Calling Uncle Fred a bigot because he doesn’t want your daughter in an interracial marriage dehumanizes him and doesn’t help your daughter either. Lovingly bear with others’ fears, concerns, and objections while firmly supporting your daughter and son-in-law. Don’t cut naysayers off if they aren’t undermining the marriage. Pray for them.

I have a hard time getting behind this one, though it may just be a difference of tactics. As someone in an interracial marriage — though admittedly not one with the historical weight of a black/white marriage — I’m fully aware there are bigots in my extended family. It’s not our job, though, to teach them how to be decent human beings.
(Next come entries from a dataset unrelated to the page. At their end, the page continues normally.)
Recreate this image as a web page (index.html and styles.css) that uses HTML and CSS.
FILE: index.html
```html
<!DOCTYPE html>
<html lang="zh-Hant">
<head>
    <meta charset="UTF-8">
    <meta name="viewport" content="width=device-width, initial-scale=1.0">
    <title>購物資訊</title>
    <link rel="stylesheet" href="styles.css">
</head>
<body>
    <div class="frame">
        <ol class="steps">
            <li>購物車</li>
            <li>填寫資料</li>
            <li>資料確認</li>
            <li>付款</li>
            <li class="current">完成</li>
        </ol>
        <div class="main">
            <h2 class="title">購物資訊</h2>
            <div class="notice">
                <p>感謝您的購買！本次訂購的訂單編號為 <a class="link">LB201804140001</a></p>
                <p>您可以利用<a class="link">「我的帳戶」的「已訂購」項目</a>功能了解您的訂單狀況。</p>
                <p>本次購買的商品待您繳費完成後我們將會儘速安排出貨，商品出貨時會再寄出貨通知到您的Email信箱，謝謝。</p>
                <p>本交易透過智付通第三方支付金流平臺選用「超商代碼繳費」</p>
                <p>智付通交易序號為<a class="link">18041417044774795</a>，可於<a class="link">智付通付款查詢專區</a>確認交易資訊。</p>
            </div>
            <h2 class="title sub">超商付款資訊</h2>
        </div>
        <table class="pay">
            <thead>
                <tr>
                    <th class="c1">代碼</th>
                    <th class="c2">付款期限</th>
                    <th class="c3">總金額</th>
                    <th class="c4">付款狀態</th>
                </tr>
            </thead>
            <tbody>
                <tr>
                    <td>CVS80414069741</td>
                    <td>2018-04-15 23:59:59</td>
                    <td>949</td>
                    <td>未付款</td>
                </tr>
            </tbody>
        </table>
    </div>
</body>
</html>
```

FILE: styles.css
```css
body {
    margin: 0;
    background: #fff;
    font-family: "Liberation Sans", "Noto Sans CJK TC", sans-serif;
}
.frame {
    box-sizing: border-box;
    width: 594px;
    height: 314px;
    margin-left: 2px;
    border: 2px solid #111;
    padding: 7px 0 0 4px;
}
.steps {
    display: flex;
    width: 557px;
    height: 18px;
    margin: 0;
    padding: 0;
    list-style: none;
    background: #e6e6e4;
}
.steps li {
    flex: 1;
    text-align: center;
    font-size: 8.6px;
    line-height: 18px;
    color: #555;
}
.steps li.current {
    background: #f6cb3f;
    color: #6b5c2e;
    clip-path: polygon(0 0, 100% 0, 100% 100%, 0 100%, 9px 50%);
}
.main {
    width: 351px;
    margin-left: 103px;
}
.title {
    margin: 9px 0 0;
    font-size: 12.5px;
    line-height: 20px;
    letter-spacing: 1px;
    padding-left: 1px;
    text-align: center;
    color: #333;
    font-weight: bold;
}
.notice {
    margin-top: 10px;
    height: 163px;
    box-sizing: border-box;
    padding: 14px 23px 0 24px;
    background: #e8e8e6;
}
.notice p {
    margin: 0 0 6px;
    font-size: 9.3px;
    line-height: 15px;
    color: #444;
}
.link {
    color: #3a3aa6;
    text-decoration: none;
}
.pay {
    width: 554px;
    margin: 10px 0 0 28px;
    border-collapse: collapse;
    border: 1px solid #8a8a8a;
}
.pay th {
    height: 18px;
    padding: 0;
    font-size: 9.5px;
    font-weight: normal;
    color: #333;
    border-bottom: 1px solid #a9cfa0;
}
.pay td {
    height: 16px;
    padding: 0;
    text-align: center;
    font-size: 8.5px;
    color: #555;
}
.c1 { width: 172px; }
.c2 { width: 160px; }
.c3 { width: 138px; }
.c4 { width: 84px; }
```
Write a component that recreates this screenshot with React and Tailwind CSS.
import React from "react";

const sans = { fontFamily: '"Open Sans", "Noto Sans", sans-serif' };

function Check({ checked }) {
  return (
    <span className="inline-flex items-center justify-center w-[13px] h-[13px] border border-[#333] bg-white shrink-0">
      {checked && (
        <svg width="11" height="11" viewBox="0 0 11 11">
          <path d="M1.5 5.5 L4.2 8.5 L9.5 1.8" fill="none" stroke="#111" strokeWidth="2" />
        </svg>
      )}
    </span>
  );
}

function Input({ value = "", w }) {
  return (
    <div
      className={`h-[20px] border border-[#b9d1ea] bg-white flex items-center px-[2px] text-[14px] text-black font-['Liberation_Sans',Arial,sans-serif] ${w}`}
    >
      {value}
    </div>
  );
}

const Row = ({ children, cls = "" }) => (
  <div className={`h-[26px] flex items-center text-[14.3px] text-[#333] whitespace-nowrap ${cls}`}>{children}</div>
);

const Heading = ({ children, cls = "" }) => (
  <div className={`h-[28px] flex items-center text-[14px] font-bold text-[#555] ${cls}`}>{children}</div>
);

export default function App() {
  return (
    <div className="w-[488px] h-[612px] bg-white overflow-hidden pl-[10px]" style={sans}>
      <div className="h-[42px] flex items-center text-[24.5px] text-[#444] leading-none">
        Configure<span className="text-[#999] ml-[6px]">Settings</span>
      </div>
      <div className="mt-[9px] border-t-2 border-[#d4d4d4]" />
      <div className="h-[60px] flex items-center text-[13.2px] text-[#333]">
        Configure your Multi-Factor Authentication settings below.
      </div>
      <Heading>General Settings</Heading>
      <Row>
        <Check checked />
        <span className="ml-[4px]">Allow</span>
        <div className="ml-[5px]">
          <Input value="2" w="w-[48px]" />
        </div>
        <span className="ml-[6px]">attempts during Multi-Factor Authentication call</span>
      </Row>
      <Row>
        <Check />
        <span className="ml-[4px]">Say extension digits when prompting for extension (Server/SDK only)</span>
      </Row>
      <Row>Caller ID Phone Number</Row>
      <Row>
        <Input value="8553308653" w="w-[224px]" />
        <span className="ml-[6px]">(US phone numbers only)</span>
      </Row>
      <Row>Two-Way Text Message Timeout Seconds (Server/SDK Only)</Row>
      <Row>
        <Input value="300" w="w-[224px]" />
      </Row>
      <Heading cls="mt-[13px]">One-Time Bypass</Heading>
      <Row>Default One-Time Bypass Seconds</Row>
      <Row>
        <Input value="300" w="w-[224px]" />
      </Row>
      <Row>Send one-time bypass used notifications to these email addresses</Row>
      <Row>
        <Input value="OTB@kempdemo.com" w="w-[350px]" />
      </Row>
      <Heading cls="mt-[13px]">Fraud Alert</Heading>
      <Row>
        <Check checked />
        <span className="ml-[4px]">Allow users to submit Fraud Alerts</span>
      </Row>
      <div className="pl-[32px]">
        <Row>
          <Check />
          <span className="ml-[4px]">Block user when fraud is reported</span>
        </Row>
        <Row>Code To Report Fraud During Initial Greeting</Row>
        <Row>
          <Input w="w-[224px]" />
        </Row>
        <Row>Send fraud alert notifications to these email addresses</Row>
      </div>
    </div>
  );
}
Bigots exist in part because not enough people close to them call them out on their bigotry.

Forget patience. If I’m around those people, I play up how Indian I am and make them really uncomfortable. (And then I tell them how we’re going to raise our baby as a Hindu, just for shits and giggles.) It’s up to them whether they want to stick around and be a part of our lives. We’re not going anywhere.
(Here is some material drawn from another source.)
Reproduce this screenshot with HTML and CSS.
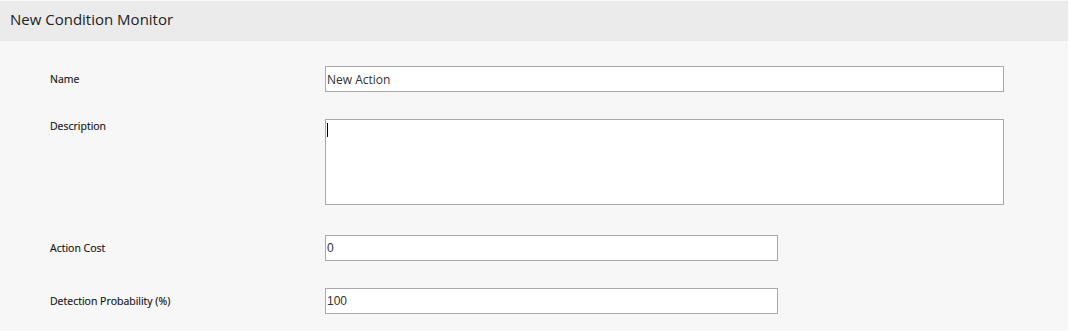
FILE: index.html
```html
<!DOCTYPE html>
<html>
<head>
<meta charset="utf-8">
<link rel="stylesheet" href="styles.css">
</head>
<body>
<div class="page">
  <div class="header">New Condition Monitor</div>
  <div class="form">
    <div class="row">
      <label class="label">Name</label>
      <div class="field"><input class="input wide" type="text" value="New Action"></div>
    </div>
    <div class="row row-top">
      <label class="label">Description</label>
      <div class="field caret-wrap"><textarea class="textarea"></textarea><span class="caret"></span></div>
    </div>
    <div class="row">
      <label class="label">Action Cost</label>
      <div class="field"><input class="input narrow num" type="text" value="0"></div>
    </div>
    <div class="row">
      <label class="label">Detection Probability (%)</label>
      <div class="field"><input class="input narrow num" type="text" value="100"></div>
    </div>
  </div>
</div>
</body>
</html>
```
FILE: styles.css
```css
html, body {
  margin: 0;
  padding: 0;
  background: #ffffff;
}
.page {
  width: 1068px;
  height: 331px;
  background: #f7f7f7;
  font-family: "Open Sans", "Liberation Sans", sans-serif;
  color: #222;
  overflow: hidden;
}
.header {
  margin-top: 1px;
  height: 40px;
  background: #ebebeb;
  padding-left: 10px;
  font-size: 15px;
  line-height: 36px;
  color: #222;
}
.form {
  padding: 25px 0 0 50px;
  display: flex;
  flex-direction: column;
  gap: 27px;
}
.row {
  display: grid;
  grid-template-columns: 275px 1fr;
  align-items: center;
}
.row-top {
  align-items: start;
  margin-bottom: 3px;
}
.label {
  font-size: 10.5px;
  font-weight: 400;
  color: #111;
  line-height: 14px;
  -webkit-text-stroke: 0.15px #111;
}
.field {
  display: flex;
}
.caret-wrap {
  position: relative;
}
.input, .textarea {
  box-sizing: border-box;
  margin: 0;
  border: 1px solid #a9a9a9;
  background: #fff;
  padding: 0 1px;
  font-family: "Open Sans", sans-serif;
  font-size: 12px;
  color: #333;
  outline: none;
}
.input {
  height: 26px;
}
.wide {
  width: 679px;
}
.narrow {
  width: 453px;
}
.num {
  font-family: "Liberation Sans", Arial, sans-serif;
}
.textarea {
  width: 679px;
  height: 86px;
  resize: none;
  display: block;
}
.caret {
  position: absolute;
  left: 2px;
  top: 4px;
  width: 1px;
  height: 14px;
  background: #000;
}
```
More than anything else, what’s disturbing is that Clark gets over their interracial-ness only because the black man believes in Christ. But what if he didn’t? What if her daughter fell in love with someone who wasn’t their kind of Christian, or a Christian at all? Just how far does this generosity go?

Clark also doesn’t need to take up this much space. If the topic is, “When God Sends Your White Daughter a Black Husband,” there’s a simple way to respond and it just takes two lines:

If your white daughter tells you she’s engaged to a black man, just ask her: “Are you happy?” If she says yes, you have nothing to complain about.

It shouldn’t be more complicated than that.